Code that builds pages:
== == ==

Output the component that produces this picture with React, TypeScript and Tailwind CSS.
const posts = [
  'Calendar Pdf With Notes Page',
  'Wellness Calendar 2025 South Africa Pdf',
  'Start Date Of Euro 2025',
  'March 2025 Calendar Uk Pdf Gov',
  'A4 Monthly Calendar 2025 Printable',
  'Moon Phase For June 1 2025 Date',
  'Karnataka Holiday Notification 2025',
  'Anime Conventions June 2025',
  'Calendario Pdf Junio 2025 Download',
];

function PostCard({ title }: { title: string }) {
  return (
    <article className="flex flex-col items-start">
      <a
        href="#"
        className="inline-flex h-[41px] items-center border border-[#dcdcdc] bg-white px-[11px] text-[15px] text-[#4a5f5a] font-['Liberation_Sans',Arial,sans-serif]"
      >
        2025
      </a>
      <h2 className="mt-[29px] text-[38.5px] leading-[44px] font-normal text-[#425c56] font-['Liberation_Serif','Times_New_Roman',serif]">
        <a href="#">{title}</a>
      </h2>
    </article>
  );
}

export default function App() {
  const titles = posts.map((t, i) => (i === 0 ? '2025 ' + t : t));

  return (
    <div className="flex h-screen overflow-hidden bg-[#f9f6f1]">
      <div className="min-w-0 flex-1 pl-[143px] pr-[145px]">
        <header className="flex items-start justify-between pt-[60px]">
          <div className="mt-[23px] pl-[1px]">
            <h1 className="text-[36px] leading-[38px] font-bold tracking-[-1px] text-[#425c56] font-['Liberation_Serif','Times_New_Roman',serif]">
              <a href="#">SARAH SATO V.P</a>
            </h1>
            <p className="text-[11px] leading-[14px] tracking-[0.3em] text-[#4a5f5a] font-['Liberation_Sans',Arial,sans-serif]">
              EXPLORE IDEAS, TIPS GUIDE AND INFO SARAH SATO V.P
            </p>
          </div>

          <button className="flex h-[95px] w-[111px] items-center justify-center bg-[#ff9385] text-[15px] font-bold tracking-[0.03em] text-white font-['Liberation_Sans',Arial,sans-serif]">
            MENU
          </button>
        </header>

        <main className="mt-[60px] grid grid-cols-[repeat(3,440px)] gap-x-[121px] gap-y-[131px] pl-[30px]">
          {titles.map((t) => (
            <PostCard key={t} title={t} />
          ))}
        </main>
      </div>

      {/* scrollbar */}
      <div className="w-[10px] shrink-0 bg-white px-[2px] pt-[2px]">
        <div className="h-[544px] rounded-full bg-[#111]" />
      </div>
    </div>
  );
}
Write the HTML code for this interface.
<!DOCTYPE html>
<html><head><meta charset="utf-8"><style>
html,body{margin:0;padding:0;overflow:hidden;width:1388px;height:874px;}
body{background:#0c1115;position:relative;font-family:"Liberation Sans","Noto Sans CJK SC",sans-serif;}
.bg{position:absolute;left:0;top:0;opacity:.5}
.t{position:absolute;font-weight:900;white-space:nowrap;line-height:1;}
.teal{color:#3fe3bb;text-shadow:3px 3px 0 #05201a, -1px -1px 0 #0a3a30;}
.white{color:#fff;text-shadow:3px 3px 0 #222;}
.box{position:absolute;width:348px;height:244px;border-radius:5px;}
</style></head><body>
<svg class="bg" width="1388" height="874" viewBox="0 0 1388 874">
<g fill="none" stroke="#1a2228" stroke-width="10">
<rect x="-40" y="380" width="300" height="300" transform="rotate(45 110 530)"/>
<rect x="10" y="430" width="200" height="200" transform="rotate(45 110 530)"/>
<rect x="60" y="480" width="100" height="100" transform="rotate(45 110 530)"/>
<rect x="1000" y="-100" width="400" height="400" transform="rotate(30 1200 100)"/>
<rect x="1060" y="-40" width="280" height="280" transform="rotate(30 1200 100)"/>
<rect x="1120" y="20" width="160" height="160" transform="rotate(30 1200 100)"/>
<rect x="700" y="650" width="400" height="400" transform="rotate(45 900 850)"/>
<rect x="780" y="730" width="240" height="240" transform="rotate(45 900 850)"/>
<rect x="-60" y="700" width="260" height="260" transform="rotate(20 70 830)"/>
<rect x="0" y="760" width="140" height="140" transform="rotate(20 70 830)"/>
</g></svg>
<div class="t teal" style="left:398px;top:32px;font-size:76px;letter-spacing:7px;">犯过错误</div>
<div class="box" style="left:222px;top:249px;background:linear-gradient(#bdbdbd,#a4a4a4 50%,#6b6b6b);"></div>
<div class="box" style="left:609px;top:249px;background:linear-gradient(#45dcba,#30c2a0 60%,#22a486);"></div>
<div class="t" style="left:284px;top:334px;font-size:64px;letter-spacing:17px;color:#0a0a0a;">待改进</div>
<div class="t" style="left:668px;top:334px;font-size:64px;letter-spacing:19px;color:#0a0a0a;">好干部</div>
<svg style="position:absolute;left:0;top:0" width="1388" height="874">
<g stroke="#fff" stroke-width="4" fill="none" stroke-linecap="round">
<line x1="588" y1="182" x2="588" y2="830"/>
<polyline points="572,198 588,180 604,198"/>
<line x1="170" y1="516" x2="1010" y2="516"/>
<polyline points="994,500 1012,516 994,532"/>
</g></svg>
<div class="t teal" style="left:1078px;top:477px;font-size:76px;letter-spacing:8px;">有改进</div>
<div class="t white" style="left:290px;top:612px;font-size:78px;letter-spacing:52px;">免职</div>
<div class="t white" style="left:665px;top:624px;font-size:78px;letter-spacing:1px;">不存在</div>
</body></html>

== == ==

PROBLEM: Return, please, the lines of the data from the first through the line containing "const titles = posts.map((t, i)", both kept, exactly as they stand and nothing more.

SOLUTION:
Output the component that produces this picture with React, TypeScript and Tailwind CSS.
const posts = [
  'Calendar Pdf With Notes Page',
  'Wellness Calendar 2025 South Africa Pdf',
  'Start Date Of Euro 2025',
  'March 2025 Calendar Uk Pdf Gov',
  'A4 Monthly Calendar 2025 Printable',
  'Moon Phase For June 1 2025 Date',
  'Karnataka Holiday Notification 2025',
  'Anime Conventions June 2025',
  'Calendario Pdf Junio 2025 Download',
];

function PostCard({ title }: { title: string }) {
  return (
    <article className="flex flex-col items-start">
      <a
        href="#"
        className="inline-flex h-[41px] items-center border border-[#dcdcdc] bg-white px-[11px] text-[15px] text-[#4a5f5a] font-['Liberation_Sans',Arial,sans-serif]"
      >
        2025
      </a>
      <h2 className="mt-[29px] text-[38.5px] leading-[44px] font-normal text-[#425c56] font-['Liberation_Serif','Times_New_Roman',serif]">
        <a href="#">{title}</a>
      </h2>
    </article>
  );
}

export default function App() {
  const titles = posts.map((t, i) => (i === 0 ? '2025 ' + t : t));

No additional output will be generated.